For shock and vibration, consider IK (impact protection) ratings. For hazardous locations, motors may need ATEX or UL Division ratings.

Ambient temperature matters for derating: most motors are rated at 40°C ambient. Above that, continuous current must be derated to maintain winding temperature within class limits.

Step 7: Voltage and Power Supply

Confirm the motor's rated voltage matches the supply voltage. For BLDC and servo motors, the DC bus voltage affects the achievable maximum speed (through back-EMF relationship). Higher bus voltage allows higher speeds or enables the motor to reach rated speed at lower current draw.

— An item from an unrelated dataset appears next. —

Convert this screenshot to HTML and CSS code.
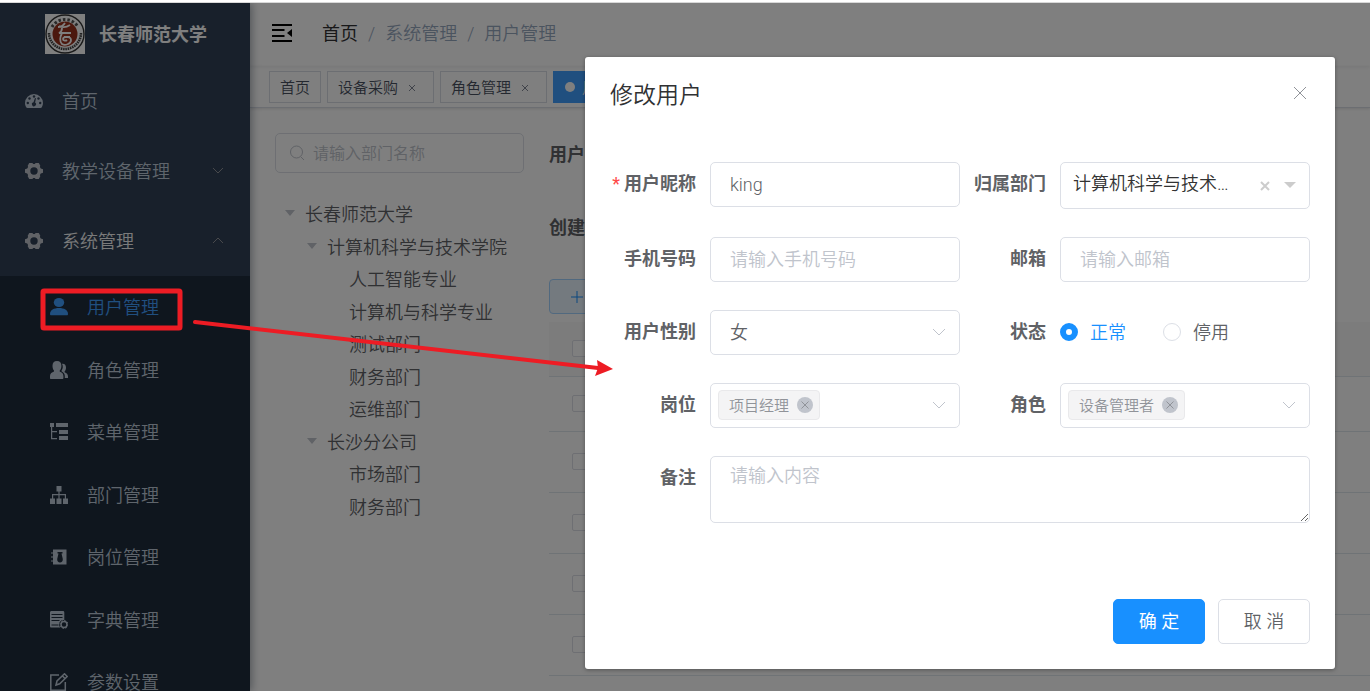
FILE: index.html
```html
<!DOCTYPE html>
<html lang="zh-CN">
<head>
  <meta charset="UTF-8">
  <meta name="viewport" content="width=device-width, initial-scale=1.0">
  <title>用户管理</title>
  <link rel="stylesheet" href="styles.css">
</head>
<body>

<div class="app">
  <aside class="sidebar">
    <a class="logo" href="#">
      <svg class="logo-img" viewBox="0 0 40 40">
        <rect width="40" height="40" fill="#fff"/>
        <circle cx="20" cy="20" r="19" fill="none" stroke="#333" stroke-width="1.4"/>
        <path d="M7 13A15 15 0 0 1 33 13" fill="none" stroke="#555" stroke-width="3" stroke-dasharray="2.500 2"/>
        <path d="M4 19A16 16 0 0 0 36 19" fill="none" stroke="#444" stroke-width="2.500" stroke-dasharray="1.600 .7"/>
        <circle cx="20" cy="20" r="12.500" fill="#98301c"/>
        <path d="M20 9c-2 3-5 4-7 4M14 12c4 2 8 1 11-1M17 14c0 3-1 4-3 5h12M17 19c-2 4-3 8 0 11 3 2 9 0 9-4 0-4-8-4-8-1 0 2 3 2 4 1M19 23h6" fill="none" stroke="#fff" stroke-width="1.800"/>
      </svg>
      <span>长春师范大学</span>
    </a>
    <nav>
      <ul class="menu">
        <li><a href="#">
          <svg class="icon" viewBox="0 0 18 18"><path fill="currentColor" d="M9 2a9 9 0 0 0-9 9c0 1.700.5 3 1.200 4.200.3.500.6.800 1.300.8h13c.7 0 1-.3 1.300-.8A8 8 0 0 0 18 11a9 9 0 0 0-9-9z"/><g fill="#304156"><circle cx="9" cy="4.500" r="1.200"/><circle cx="4.500" cy="6.500" r="1.200"/><circle cx="13.500" cy="6.500" r="1.200"/><circle cx="2.800" cy="11" r="1.200"/><circle cx="15.200" cy="11" r="1.200"/><path d="M10 6l1 .3-.9 4.300a2 2 0 1 1-1.600-.3z"/></g></svg>
          <span>首页</span></a></li>
        <li><a href="#">
          <svg class="icon gear" viewBox="0 0 18 18"><path fill="currentColor" fill-rule="evenodd" d="M4.200 1h3.200l.8.900h1.600l.8-.9h3.200l1.500 2.800-.4 1.300.9 1.500 2.200.6v3.600l-2.200.6-.9 1.500.4 1.300-1.500 2.800h-3.200l-.8-.9H8.200l-.8.900H4.200l-1.500-2.800.4-1.300-.9-1.500L0 10.800V7.200l2.200-.6.9-1.500-.4-1.300zM9 5.300a3.700 3.700 0 1 0 0 7.400 3.700 3.700 0 0 0 0-7.400z"/></svg>
          <span>教学设备管理</span>
          <svg class="arrow" viewBox="0 0 12 12"><path d="M1 3l5 5 5-5"/></svg></a></li>
        <li class="opened"><a href="#">
          <svg class="icon gear" viewBox="0 0 18 18"><path fill="currentColor" fill-rule="evenodd" d="M4.200 1h3.200l.8.900h1.600l.8-.9h3.200l1.500 2.800-.4 1.300.9 1.500 2.200.6v3.600l-2.200.6-.9 1.500.4 1.300-1.500 2.800h-3.200l-.8-.9H8.200l-.8.900H4.200l-1.500-2.800.4-1.300-.9-1.500L0 10.800V7.200l2.200-.6.9-1.500-.4-1.300zM9 5.300a3.700 3.700 0 1 0 0 7.400 3.700 3.700 0 0 0 0-7.400z"/></svg>
          <span>系统管理</span>
          <svg class="arrow" viewBox="0 0 12 12"><path d="M1 8l5-5 5 5"/></svg></a></li>
      </ul>
      <ul class="submenu">
        <li class="active"><a href="#">
          <svg class="icon" viewBox="0 0 18 18"><g fill="currentColor"><ellipse cx="9" cy="4.500" rx="5.200" ry="4.500"/><path d="M0 16c0-4 4-6 9-6s9 2 9 6c0 1-.4 1.300-1.200 1.300H1.200C.4 17.300 0 17 0 16z"/></g></svg>
          <span>用户管理</span></a></li>
        <li><a href="#">
          <svg class="icon" viewBox="0 0 18 18"><g fill="currentColor"><path d="M7 0c3 0 4.400 2 4.400 4.700 0 2-.6 3.800-1.700 4.900v1c2 .8 3.700 2 3.700 4.400V17c0 .6-.4 1-1 1H1c-.6 0-1-.4-1-1v-2c0-2.400 2-3.600 4-4.400v-1C3 8.500 2.500 6.700 2.500 4.700 2.500 2 4 0 7 0z"/><path d="M12 2.700c2.500-.3 4 1 4 3.800 0 1.800-.5 3-1.400 4v.8c2 .8 3.400 2 3.400 4.200V17h-3.200v-2c0-2-1.200-3.400-3.300-4.700v-.6c1.500-2 1.800-5 .5-7z"/></g></svg>
          <span>角色管理</span></a></li>
        <li><a href="#">
          <svg class="icon" viewBox="0 0 18 18"><g fill="currentColor"><path d="M0 0h4v4H0zM6 0h12v4H6zM9 7h9v4H9zM9 13h9v4H9z"/><path d="M1 4h1.200v11H7v1.200H1zM2 8h5v1.200H2z"/></g></svg>
          <span>菜单管理</span></a></li>
        <li><a href="#">
          <svg class="icon" viewBox="0 0 18 18"><path fill="currentColor" d="M6.500 0h5v5.500H9.600V8H16v4.500h2V18h-5v-5.500h1.800V9.200H9.600v3.300h1.900V18h-5v-5.500h1.900V9.200H3.200v3.300H5V18H0v-5.500h2V8h6.400V5.500H6.500z"/></svg>
          <span>部门管理</span></a></li>
        <li><a href="#">
          <svg class="icon" viewBox="0 0 18 18"><path fill="currentColor" d="M3 1.500h13.500v15H3z"/><g stroke="currentColor" stroke-width="1.200"><path d="M1 5h3M1 9h3M1 13h3"/></g><path fill="#1f2d3d" d="M7.500 4h5v1.500h-1l1.300 5.500c.2 2-1 3.500-2.800 3.500S7 13 7.200 11l1.300-5.500h-1z"/></svg>
          <span>岗位管理</span></a></li>
        <li><a href="#">
          <svg class="icon" viewBox="0 0 18 18"><path fill="currentColor" d="M0 1.500C0 .6.600 0 1.500 0H13c.8 0 1.300.6 1.300 1.500V9a4.500 4.500 0 0 0-4 7.500h-9C.5 16.500 0 16 0 15z"/><path d="M1.500 3.500h11M1.500 6.500h11M1.500 9.500h8M1.500 14h7" stroke="#1f2d3d"/><circle cx="14" cy="13.500" r="3" fill="none" stroke="currentColor" stroke-width="1.500" /><circle cx="14" cy="13.500" r="4" fill="none" stroke="currentColor" stroke-dasharray="1.500 1.600"/></svg>
          <span>字典管理</span></a></li>
        <li><a href="#">
          <svg class="icon" viewBox="0 0 18 18"><g fill="none" stroke="currentColor" stroke-width="1.500"><path d="M9 2H.8v15.200h14.500V9"/><path d="M6 12l1-4 7.500-7.200 2.700 2.700-7.500 7.300zM12.500 3l2.500 2.500"/></g></svg>
          <span>参数设置</span></a></li>
      </ul>
    </nav>
  </aside>

  <main class="main">
    <header class="navbar">
      <svg class="hamburger" viewBox="0 0 20 18"><path d="M0 1h20M0 6h12.500M0 12h12.500M0 17h20" stroke="#000" stroke-width="1.800"/><path d="M20 5v8l-5-4z"/></svg>
      <div class="breadcrumb"><a href="#">首页</a><i>/</i><span>系统管理</span><i>/</i><span>用户管理</span></div>
    </header>
    <div class="tags-view">
      <a class="tab" href="#">首页</a>
      <a class="tab" href="#">设备采购<svg viewBox="0 0 8 8"><path d="M1 1l6 6M7 1L1 7"/></svg></a>
      <a class="tab" href="#">角色管理<svg viewBox="0 0 8 8"><path d="M1 1l6 6M7 1L1 7"/></svg></a>
      <a class="tab active" href="#">用</a>
    </div>

    <div class="content">
      <section class="dept">
        <div class="search">
          <svg viewBox="0 0 16 16"><circle cx="7.500" cy="7" r="6"/><path d="M12 12l3 3"/></svg>
          <input type="text" placeholder="请输入部门名称" aria-label="部门名称">
        </div>
        <ul class="tree">
          <li class="parent">长春师范大学</li>
          <li class="parent level-2">计算机科学与技术学院</li>
          <li class="level-3">人工智能专业</li>
          <li class="level-3">计算机与科学专业</li>
          <li class="level-3">测试部门</li>
          <li class="level-3">财务部门</li>
          <li class="level-3">运维部门</li>
          <li class="parent level-2">长沙分公司</li>
          <li class="level-3">市场部门</li>
          <li class="level-3">财务部门</li>
        </ul>
      </section>
      <section class="users">
        <div class="filter">用户</div>
        <div class="filter">创建</div>
        <button class="btn-add" type="button" aria-label="新增"><svg viewBox="0 0 12 12"><path d="M6 0v12M0 6h12"/></svg></button>
        <table class="table">
          <thead><tr><th><input type="checkbox" aria-label="全选"></th></tr></thead>
          <tbody>
            <tr class="short"><td><input type="checkbox" aria-label="选择"></td></tr>
            <tr><td><input type="checkbox" aria-label="选择"></td></tr>
            <tr><td><input type="checkbox" aria-label="选择"></td></tr>
            <tr><td><input type="checkbox" aria-label="选择"></td></tr>
            <tr><td><input type="checkbox" aria-label="选择"></td></tr>
          </tbody>
        </table>
      </section>
    </div>
  </main>

  <div class="mask">
    <form class="dialog" role="dialog" aria-labelledby="dialogTitle">
      <div class="dialog-header">
        <h2 id="dialogTitle">修改用户</h2>
        <button class="dialog-close" type="button" aria-label="关闭"><svg viewBox="0 0 14 14"><path d="M1 1l12 12M13 1L1 13"/></svg></button>
      </div>
      <div class="form">
        <div class="item">
          <label class="required" for="nickName">用户昵称</label>
          <input class="control" id="nickName" type="text" value="king">
        </div>
        <div class="item">
          <label for="dept">归属部门</label>
          <div class="select dept-select">
            <select class="control" id="dept"><option>计算机科学与技术学院</option></select>
            <svg class="clear" viewBox="0 0 10 10"><path d="M1 1l8 8M9 1L1 9"/></svg>
            <svg class="caret" viewBox="0 0 12 6"><path d="M0 0h12L6 6z"/></svg>
          </div>
        </div>
        <div class="item">
          <label for="phone">手机号码</label>
          <input class="control" id="phone" type="text" placeholder="请输入手机号码">
        </div>
        <div class="item">
          <label for="email">邮箱</label>
          <input class="control" id="email" type="text" placeholder="请输入邮箱">
        </div>
        <div class="item">
          <label for="sex">用户性别</label>
          <div class="select">
            <select class="control" id="sex"><option>女</option><option>男</option></select>
            <svg class="chevron" viewBox="0 0 14 8"><path d="M1 1l6 6 6-6"/></svg>
          </div>
        </div>
        <div class="item">
          <span class="label">状态</span>
          <div class="radios">
            <label><input type="radio" name="status" checked><span>正常</span></label>
            <label><input type="radio" name="status"><span>停用</span></label>
          </div>
        </div>
        <div class="item">
          <label for="post">岗位</label>
          <div class="select">
            <select class="control" id="post"><option></option></select>
            <span class="tag">项目经理<svg viewBox="0 0 16 16"><circle cx="8" cy="8" r="8"/><path d="M4.500 4.500l7 7M11.500 4.500l-7 7"/></svg></span>
            <svg class="chevron" viewBox="0 0 14 8"><path d="M1 1l6 6 6-6"/></svg>
          </div>
        </div>
        <div class="item">
          <label for="role">角色</label>
          <div class="select">
            <select class="control" id="role"><option></option></select>
            <span class="tag">设备管理者<svg viewBox="0 0 16 16"><circle cx="8" cy="8" r="8"/><path d="M4.500 4.500l7 7M11.500 4.500l-7 7"/></svg></span>
            <svg class="chevron" viewBox="0 0 14 8"><path d="M1 1l6 6 6-6"/></svg>
          </div>
        </div>
        <div class="item wide">
          <label for="remark">备注</label>
          <textarea class="control" id="remark" placeholder="请输入内容"></textarea>
        </div>
      </div>
      <div class="dialog-footer">
        <button class="btn primary" type="submit">确 定</button>
        <button class="btn" type="button">取 消</button>
      </div>
    </form>
  </div>
</div>

<!-- 标注 -->
<svg class="annotation" aria-hidden="true">
  <rect x="43" y="291" width="137" height="37" rx="1" fill="none" stroke="#ed1c24" stroke-width="5"/>
  <path d="M195 322L598 368" stroke="#ed1c24" stroke-width="4" stroke-linecap="round"/>
  <path d="M597 360l16 9-18 7 3-8z" fill="#ed1c24"/>
</svg>

</body>
</html>
```

FILE: styles.css
```css
* { box-sizing: border-box; margin: 0; padding: 0; }
body {
  font-family: Roboto, 'Noto Sans CJK SC', sans-serif;
  font-size: 18px;
  font-weight: 350;
  color: #606266;
  background: #fff;
  padding-top: 2px;
  height: 100vh;
  overflow: hidden;
}
a { color: inherit; text-decoration: none; }
ul { list-style: none; }
input, select, textarea, button { font: inherit; color: inherit; }
svg { flex: none; }

.app {
  position: relative;
  display: flex;
  height: 100%;
  border-top: 1px solid #d8d8d8;
  overflow: hidden;
}

/* sidebar */
.sidebar {
  width: 250px;
  flex: none;
  background: #304156;
  box-shadow: 2px 0 8px rgba(0,21,41,0.35);
  color: #bfcbd9;
  z-index: 1;
}
.sidebar span { padding-bottom: 2px; }
.logo {
  display: flex;
  align-items: center;
  gap: 14px;
  height: 62px;
  margin-bottom: 1px;
  padding-left: 45px;
  color: #fff;
  font-weight: bold;
}
.logo-img { width: 40px; height: 40px; }
.menu a, .submenu a {
  display: flex;
  align-items: center;
  gap: 19px;
  height: 100%;
  padding: 0 26px 0 25px;
}
.menu li { height: 70px; }
.menu .opened { color: #f4f4f5; }
.icon { width: 18px; height: 18px; }
.gear { color: #c0c4cc; }
.arrow {
  width: 12px;
  height: 12px;
  margin-left: auto;
  fill: none;
  stroke: #909399;
}
.submenu {
  display: grid;
  grid-auto-rows: 62px 63px;
  background: #1f2d3d;
}
.submenu a { padding-left: 50px; }
.submenu .active { color: #409eff; }

/* main */
.main {
  flex: 1;
  min-width: 0;
  background: #fff;
}
.navbar {
  display: flex;
  align-items: center;
  gap: 30px;
  height: 63px;
  padding: 0 22px 4px;
  box-shadow: 0 1px 4px rgba(0,21,41,0.08);
}
.hamburger { width: 20px; height: 18px; }
.breadcrumb { color: #97a8be; padding-bottom: 1px; }
.breadcrumb a { color: #303133; font-weight: 400; }
.breadcrumb i {
  font-style: normal;
  margin: 0 10px;
}
.tags-view {
  display: flex;
  gap: 6px;
  height: 42px;
  padding: 5px 19px;
  border-bottom: 1px solid #d8dce5;
  box-shadow: 0 1px 3px rgba(0,0,0,0.12);
}
.tab {
  display: flex;
  align-items: center;
  height: 32px;
  padding: 0 10px 2px;
  border: 1px solid #d8dce5;
  font-size: 15px;
  color: #495060;
  white-space: nowrap;
}
.tab svg {
  width: 8px;
  height: 8px;
  margin: 4px 7px 0 10px;
  stroke: #808695;
}
.tab.active {
  background: #409eff;
  border-color: #409eff;
  color: #fff;
}
.tab.active::before {
  content: "";
  width: 10px;
  height: 10px;
  margin: 2px 7px 0 1px;
  border-radius: 50%;
  background: #fff;
}
.content {
  display: flex;
  gap: 25px;
  padding: 25px 0 0 25px;
}
.dept { width: 249px; flex: none; }
.search {
  display: flex;
  align-items: center;
  gap: 8px;
  height: 40px;
  padding: 0 13px;
  border: 1px solid #dcdfe6;
  border-radius: 5px;
  font-size: 16px;
}
.search svg {
  width: 16px;
  height: 16px;
  fill: none;
  stroke: #c0c4cc;
}
.search input {
  width: 100%;
  border: none;
  background: none;
  outline: none;
}
::placeholder { color: #c0c4cc; opacity: 1; }
.tree {
  display: grid;
  grid-auto-rows: 32px 33px;
  margin-top: 24px;
}
.tree li {
  display: flex;
  align-items: center;
}
.tree .parent { padding-left: 10px; }
.tree .parent::before {
  content: "";
  margin-right: 10px;
  border: 5px solid transparent;
  border-top: 6px solid #c0c4cc;
  border-bottom: none;
}
.tree .level-2.parent { padding-left: 32px; }
.tree .level-3 { padding-left: 74px; }

.users { flex: 1; }
.filter {
  height: 45px;
  margin-bottom: 28px;
  line-height: 44px;
  font-weight: bold;
}
.btn-add {
  display: block;
  width: 92px;
  height: 35px;
  padding-left: 21px;
  border: 1px solid #a3d3ff;
  border-radius: 4px;
  background: #e8f4ff;
  text-align: left;
}
.btn-add svg {
  width: 12px;
  height: 12px;
  stroke: #1890ff;
}
.table {
  width: 100%;
  margin-top: 8px;
  border-collapse: collapse;
}
.table th, .table td {
  height: 61px;
  padding-left: 23px;
  border-bottom: 1px solid #dfe6ec;
  text-align: left;
}
.table th { height: 54px; background: #f8f8f9; }
.table .short td { height: 55px; }
.table input {
  appearance: none;
  display: block;
  width: 17px;
  height: 17px;
  border: 1px solid #dcdfe6;
  border-radius: 2px;
  background: #fff;
}

/* dialog */
.mask {
  position: absolute;
  inset: 0;
  z-index: 10;
  display: flex;
  justify-content: flex-end;
  align-items: flex-start;
  padding: 54px 35px 0;
  background: rgba(0,0,0,0.5);
}
.dialog {
  width: 750px;
  padding: 25px;
  background: #fff;
  border-radius: 3px;
  box-shadow: 0 1px 4px rgba(0,0,0,0.35);
}
.dialog-header {
  display: flex;
  justify-content: space-between;
  height: 80px;
}
.dialog-header h2 {
  font-size: 23px;
  font-weight: 350;
  line-height: 28px;
  color: #303133;
}
.dialog-close {
  width: 20px;
  height: 24px;
  border: none;
  background: none;
  line-height: 20px;
}
.dialog-close svg {
  width: 14px;
  height: 14px;
  stroke: #909399;
}
.form {
  display: grid;
  grid-template-columns: 1fr 1fr;
  row-gap: 28px;
}
.item {
  display: flex;
  align-items: flex-start;
}
.item.wide { grid-column: 1 / 3; }
.item > label, .label {
  width: 100px;
  flex: none;
  padding-right: 14px;
  line-height: 44px;
  text-align: right;
  font-weight: bold;
  white-space: nowrap;
}
.required::before {
  content: "*";
  margin-right: 4px;
  color: #ff4949;
  font-weight: 400;
}
.control {
  display: block;
  flex: 1;
  width: 100%;
  min-width: 0;
  height: 45px;
  padding: 0 19px 1px;
  border: 1px solid #dcdfe6;
  border-radius: 5px;
  background: #fff;
  outline: none;
}
.select {
  position: relative;
  flex: 1;
  min-width: 0;
}
.select select { appearance: none; }
.select svg { stroke: #c0c4cc; fill: none; }
.chevron {
  position: absolute;
  top: 18px;
  right: 14px;
  width: 14px;
  height: 8px;
}
.dept-select .control {
  height: 47px;
  padding: 0 70px 4px 12px;
  color: #333;
  text-overflow: ellipsis;
  white-space: nowrap;
  overflow: hidden;
}
.dept-select .clear {
  position: absolute;
  top: 19px;
  right: 40px;
  width: 10px;
  height: 10px;
  stroke: #ccc;
  stroke-width: 2;
}
.dept-select .caret {
  position: absolute;
  top: 20px;
  right: 14px;
  width: 12px;
  height: 6px;
  fill: #ccc;
  stroke: none;
}
.tag {
  position: absolute;
  top: 7px;
  left: 8px;
  display: flex;
  align-items: center;
  gap: 8px;
  height: 30px;
  padding: 0 6px 1px 10px;
  border: 1px solid #e9e9eb;
  border-radius: 4px;
  background: #f4f4f5;
  color: #909399;
  font-size: 15px;
}
.tag svg { width: 16px; height: 16px; stroke: #909399; }
.tag circle { fill: #c0c4cc; stroke: none; }
.radios {
  display: flex;
  gap: 37px;
  height: 44px;
}
.radios label {
  display: flex;
  align-items: center;
  gap: 12px;
}
.radios span { padding-bottom: 2px; }
.radios input {
  appearance: none;
  width: 18px;
  height: 18px;
  border: 1px solid #dcdfe6;
  border-radius: 50%;
  background: #fff;
}
.radios input:checked { border: 6px solid #1890ff; }
.radios input:checked + span { color: #1890ff; }
textarea.control {
  height: 67px;
  padding: 4px 19px;
  resize: vertical;
}
.dialog-footer {
  display: flex;
  justify-content: flex-end;
  gap: 13px;
  margin-top: 76px;
}
.btn {
  width: 92px;
  height: 45px;
  padding-bottom: 4px;
  border: 1px solid #dcdfe6;
  border-radius: 5px;
  background: #fff;
}
.btn.primary {
  background: #1890ff;
  border-color: #1890ff;
  color: #fff;
  font-weight: 400;
}

.annotation {
  position: absolute;
  top: 0;
  left: 0;
  z-index: 20;
  width: 100%;
  height: 100%;
  pointer-events: none;
}
```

Three-phase AC is standard in industrial settings. Single-phase ACIM or DC motors are common in consumer and light commercial applications.

Step 8: Assess Total Cost of Ownership

Purchase price is one component of total cost of ownership:

  • Efficiency: A 1% efficiency improvement on a motor running 5,000 hr/year at 10kW saves ~500 kWh/year. At $0.12/kWh, that's $60/year, compounding over motor life.
  • Maintenance: Brushed motors require brush replacement every 1,000–3,000 hours. BLDC motors may run 20,000+ hours without scheduled maintenance.
  • Failure rate and warranty costs: Quality motors from proven suppliers reduce warranty claim rates, which matter enormously in high-volume OEM programs.
  • Lead time and supply chain risk: Single-source programs from a supplier with production scale reduce procurement overhead and protect against part shortages.

Putting It Together

Motor selection is iterative. A preliminary selection from catalog data leads to detailed thermal analysis, which may require upsizing. Gearbox selection interacts with motor sizing — changing gear ratio affects motor speed, torque, inertia reflected back to the motor, and total system efficiency.

Working with a motor engineering partner who can run these calculations with you, provide application-specific samples, and support the transition from prototype to production volume is the most reliable path to a successful motor integration.